The arabian Gulf is very warm and wearing a wetsuit of any thickness would be begging for a heat stroke. I routinely hunt waters above 90F. Eric, the hydration factior is one I stress for all my divers. with summer air temps will over 105F and often 115+, we drink an exceptional amout of water while on trip. I carry water with me on drift hunts, tied to my bouy. The heat factor (water temp) is just something you have to learn to ive with if you want to freedive here. The first thermocline at Jana Island last week was at 55ft. it was on a 3degree change but felt like I just steped into a freezer. only 83F.

Spitting out the snorkle is something I do on every dive. makes your dives silent as there are no bubbles escaping from your snorkle as you decend (loud).

I'll try this ATRC thing tonight. I hate packing though, always makes me cough!

Thanks Guys, willer
Just remember, that when you dive alone
and you are feeling good, your body might not be having a good day.

Then you average depth becomes serious,
without you knowing it...

If you dont feel tip-top, dont dive alone.
Rather skip a day of diving, than a life of diving..

( freediving that is :) )
Yea there is a big difference between the reality of diving alone and the opportunity to have partners, much less safety divers. Amphibious, I am approaching 30 meters too, and I hate the fear of SWB on the assent, even if I have a partner. We are hunting and who to say he isn’t going to get distracted by something right when I SWB.

I still think an inflatable lifevest, that deployed at need, could be invaluable. I have one ordered. My current plan is to use a bungee and a hook to keep the bungee from pulling the lever and breaking the CO2. The idea would be on the ascent, to unhook the hook and hold it. If I SWB, hopefully I would let go of the hook and the bungee would pull the lever.
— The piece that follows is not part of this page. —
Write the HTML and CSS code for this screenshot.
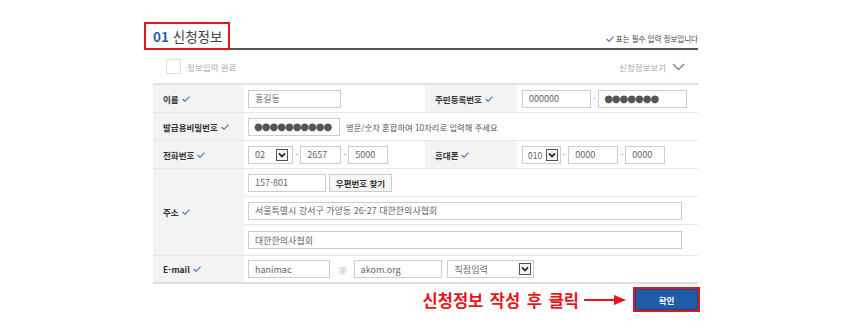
FILE: index.html
```html
<!DOCTYPE html>
<html lang="ko">
<head>
    <meta charset="UTF-8">
    <title>신청정보</title>
    <link rel="stylesheet" href="styles.css">
</head>
<body>

<div class="wrap">
    <div class="title-bar">
        <h2 class="title"><span class="num">01</span> 신청정보</h2>
        <p class="note"><svg class="chk" width="8" height="6" viewBox="0 0 8 6"><polyline points="0.6,3 3,5.3 7.5,0.6"/></svg>표는 필수 입력 정보입니다</p>
    </div>

    <div class="form-box">
        <div class="sub-bar">
            <label class="done"><span class="box"></span>정보입력 완료</label>
            <span class="toggle">신청정보보기 <svg width="13" height="8" viewBox="0 0 13 8"><polyline points="1,1 6.5,6.5 12,1"/></svg></span>
        </div>

        <div class="form-grid">
            <!-- 이름 / 주민등록번호 -->
            <div class="th">이름 <svg class="chk" width="8" height="6" viewBox="0 0 8 6"><polyline points="0.6,3 3,5.3 7.5,0.6"/></svg></div>
            <div class="td">
                <input class="inp w-name" type="text" value="홍길동">
            </div>
            <div class="th">주민등록번호 <svg class="chk" width="8" height="6" viewBox="0 0 8 6"><polyline points="0.6,3 3,5.3 7.5,0.6"/></svg></div>
            <div class="td c2">
                <input class="inp w-jumin1" type="text" value="000000">
                <span class="dash">-</span>
                <input class="inp dots w-jumin2" type="text" value="●●●●●●●">
            </div>

            <!-- 발급용비밀번호 -->
            <div class="th">발급용비밀번호 <svg class="chk" width="8" height="6" viewBox="0 0 8 6"><polyline points="0.6,3 3,5.3 7.5,0.6"/></svg></div>
            <div class="td wide">
                <input class="inp dots w-pw" type="text" value="●●●●●●●●●●">
                <span class="hint">영문/숫자 혼합하여 10자리로 입력해 주세요</span>
            </div>

            <!-- 전화번호 / 휴대폰 -->
            <div class="th">전화번호 <svg class="chk" width="8" height="6" viewBox="0 0 8 6"><polyline points="0.6,3 3,5.3 7.5,0.6"/></svg></div>
            <div class="td">
                <div class="sel w-tel"><span>02</span><svg class="sel-arrow" width="12" height="12" viewBox="0 0 12 12"><rect x="0.5" y="0.5" width="11" height="11"/><polyline points="3,4.3 6,7.5 9,4.3"/></svg></div>
                <span class="dash">-</span>
                <input class="inp w-tel2" type="text" value="2657">
                <span class="dash">-</span>
                <input class="inp w-tel3" type="text" value="5000">
            </div>
            <div class="th">휴대폰 <svg class="chk" width="8" height="6" viewBox="0 0 8 6"><polyline points="0.6,3 3,5.3 7.5,0.6"/></svg></div>
            <div class="td c2">
                <div class="sel w-hp"><span>010</span><svg class="sel-arrow" width="12" height="12" viewBox="0 0 12 12"><rect x="0.5" y="0.5" width="11" height="11"/><polyline points="3,4.3 6,7.5 9,4.3"/></svg></div>
                <span class="dash">-</span>
                <input class="inp w-hp2" type="text" value="0000">
                <span class="dash">-</span>
                <input class="inp w-hp3" type="text" value="0000">
            </div>

            <!-- 주소 -->
            <div class="th">주소 <svg class="chk" width="8" height="6" viewBox="0 0 8 6"><polyline points="0.6,3 3,5.3 7.5,0.6"/></svg></div>
            <div class="td wide addr">
                <div class="line">
                    <input class="inp w-zip" type="text" value="157-801">
                    <button class="zip-btn">우편번호 찾기</button>
                </div>
                <div class="line">
                    <input class="inp w-addr" type="text" value="서울특별시 강서구 가양동 26-27 대한한의사협회">
                </div>
                <div class="line">
                    <input class="inp w-addr" type="text" value="대한한의사협회">
                </div>
            </div>

            <!-- E-mail -->
            <div class="th last">E-mail <svg class="chk" width="8" height="6" viewBox="0 0 8 6"><polyline points="0.6,3 3,5.3 7.5,0.6"/></svg></div>
            <div class="td wide last">
                <input class="inp w-mail1" type="text" value="hanimac">
                <span class="at">@</span>
                <input class="inp w-mail2" type="text" value="akom.org">
                <div class="sel w-mailsel"><span>직접입력</span><svg class="sel-arrow" width="12" height="12" viewBox="0 0 12 12"><rect x="0.5" y="0.5" width="11" height="11"/><polyline points="3,4.3 6,7.5 9,4.3"/></svg></div>
            </div>
        </div>
    </div>

    <div class="actions">
        <span class="guide">신청정보 작성 후 클릭</span>
        <svg class="arrow" width="42" height="12" viewBox="0 0 42 12"><line x1="0" y1="6" x2="32" y2="6"/><polygon points="30,1 42,6 30,11"/></svg>
        <button class="ok-btn">확인</button>
    </div>
</div>

</body>
</html>
```

FILE: styles.css
```css
/* 신청정보 입력 폼 */
body {
    margin: 0;
    background-color: #fff;
    font-family: "Noto Sans CJK KR", "Noto Sans", sans-serif;
    color: #333;
}

.wrap {
    width: 554px;
    margin-left: 144px;
    padding-top: 22px;
}

.title-bar {
    display: flex;
    justify-content: space-between;
    align-items: flex-end;
    border-bottom: 2px solid #555;
}

.title {
    position: relative;
    margin: 0 0 -2px;
    padding: 0 6px 0 7px;
    border: 2px solid #e8141b;
    background-color: #fff;
    font-size: 13.5px;
    line-height: 24px;
    font-weight: normal;
    color: #444;
}

.title .num {
    color: #2b5fab;
    font-weight: bold;
}

.note {
    display: flex;
    align-items: center;
    gap: 2px;
    margin: 0 0 4px;
    font-size: 7.5px;
    line-height: 10px;
    color: #444;
}

.chk polyline {
    fill: none;
    stroke: #4d79c7;
    stroke-width: 1.2;
}

.form-box {
    margin-left: 9px;
}

.sub-bar {
    display: flex;
    justify-content: space-between;
    align-items: center;
    height: 33px;
    padding: 0 13px;
    border-bottom: 2px solid #e2e2e2;
    font-size: 8.5px;
    color: #aaa;
}

.done {
    display: flex;
    align-items: center;
    gap: 6px;
}

.done .box {
    width: 15px;
    height: 15px;
    border: 1px solid #ddd;
    box-sizing: border-box;
}

.toggle {
    display: flex;
    align-items: center;
    gap: 6px;
}

.toggle polyline {
    fill: none;
    stroke: #7a8594;
    stroke-width: 1.4;
}

.form-grid {
    display: grid;
    grid-template-columns: 91px 181px 92px 181px;
    border-bottom: 2px solid #dedede;
}

.th, .td {
    display: flex;
    align-items: center;
    min-height: 27px;
    border-bottom: 1px solid #e6e6e6;
    font-size: 9px;
}

.th {
    gap: 3px;
    padding-left: 10px;
    background-color: #f3f3f3;
    font-size: 8.5px;
    font-weight: bold;
    color: #333;
}

.td {
    padding-left: 4px;
}

.td.c2 {
    padding-left: 5px;
}

.td.wide {
    grid-column: span 3;
}

.th.last, .td.last {
    min-height: 26px;
    border-bottom: none;
}

.td.addr {
    display: block;
    padding-left: 0;
}

.addr .line {
    display: flex;
    align-items: center;
    gap: 3px;
    height: 27px;
    padding-left: 4px;
    border-bottom: 1px solid #e6e6e6;
}

.addr .line:last-child {
    height: 30px;
    border-bottom: none;
}

.inp {
    height: 18px;
    box-sizing: border-box;
    padding: 0 6px;
    border: 1px solid #ccc;
    font-family: inherit;
    font-size: 9px;
    color: #666;
    outline: none;
}

.inp.dots {
    padding: 0 5px;
    font-family: "DejaVu Sans", sans-serif;
    font-size: 10px;
    letter-spacing: -1px;
    color: #555;
}

.w-name { width: 93px; }
.w-jumin1 { width: 69px; }
.w-jumin2 { width: 89px; }
.w-pw { width: 92px; }
.w-tel2 { width: 41px; }
.w-tel3 { width: 40px; }
.w-hp2 { width: 50px; }
.w-hp3 { width: 40px; }
.w-zip { width: 78px; }
.w-addr { width: 434px; }
.w-mail1 { width: 82px; }
.w-mail2 { width: 88px; }

.dash {
    margin: 0 2px;
    color: #999;
}

.at {
    margin: 0 7px 0 9px;
    color: #aaa;
    font-size: 8px;
}

.hint {
    margin-left: 6px;
    font-size: 8.3px;
    color: #555;
}

.sel {
    display: flex;
    justify-content: space-between;
    align-items: center;
    height: 18px;
    box-sizing: border-box;
    border: 1px solid #ccc;
    font-size: 9px;
    color: #666;
}

.sel-arrow rect {
    fill: #f4f4f4;
    stroke: #555;
}

.sel-arrow polyline {
    fill: none;
    stroke: #222;
    stroke-width: 1.7;
}

.w-tel { width: 45px; padding: 0 4px 0 6px; }
.w-hp { width: 39px; padding: 0 2px 0 5px; font-size: 8.5px; }
.w-mailsel { width: 87px; margin-left: 5px; padding: 0 2px 0 7px; }

.zip-btn {
    width: 63px;
    height: 18px;
    padding: 0;
    border: 1px solid #ccc;
    background-color: #f6f6f6;
    font-family: inherit;
    font-size: 8.5px;
    font-weight: bold;
    color: #333;
}

.actions {
    display: flex;
    justify-content: flex-end;
    align-items: center;
    margin: 3px -2px 0 0;
}

.guide {
    font-size: 16.5px;
    font-weight: bold;
    color: #e8141b;
    word-spacing: 2px;
}

.arrow {
    margin: 0 7px 0 5px;
}

.arrow line {
    stroke: #e8141b;
    stroke-width: 2;
}

.arrow polygon {
    fill: #e8141b;
}

.ok-btn {
    width: 67px;
    height: 25px;
    padding: 0;
    border: 2px solid #e8141b;
    background-color: #1e5da8;
    box-shadow: inset 0 0 0 1px #17498a;
    font-family: inherit;
    font-size: 8.5px;
    font-weight: bold;
    color: #fff;
}
```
I’m not sure about the letting go part, because I have read where some people pass out while doing statics and holding onto the edge of the pool. They had to pry their hands off the pool edge.

Unhooking the weight belt on the ascent is good idea too, but it doesn’t work for me, because I usually use no weight. Also the larger inflatable live vests are designed to hold an unconscious persons face above the water, something a lost weight belt probably won’t.

If I can get it to work, I will post pictures and descriptions. I think my ideas on it are getting clearer and simpler. In the mean time, I am going to superhydrate like Eric said too. I have to wash the saltwater out of suit anyway so what’s if there is a little expelled hydration in their too!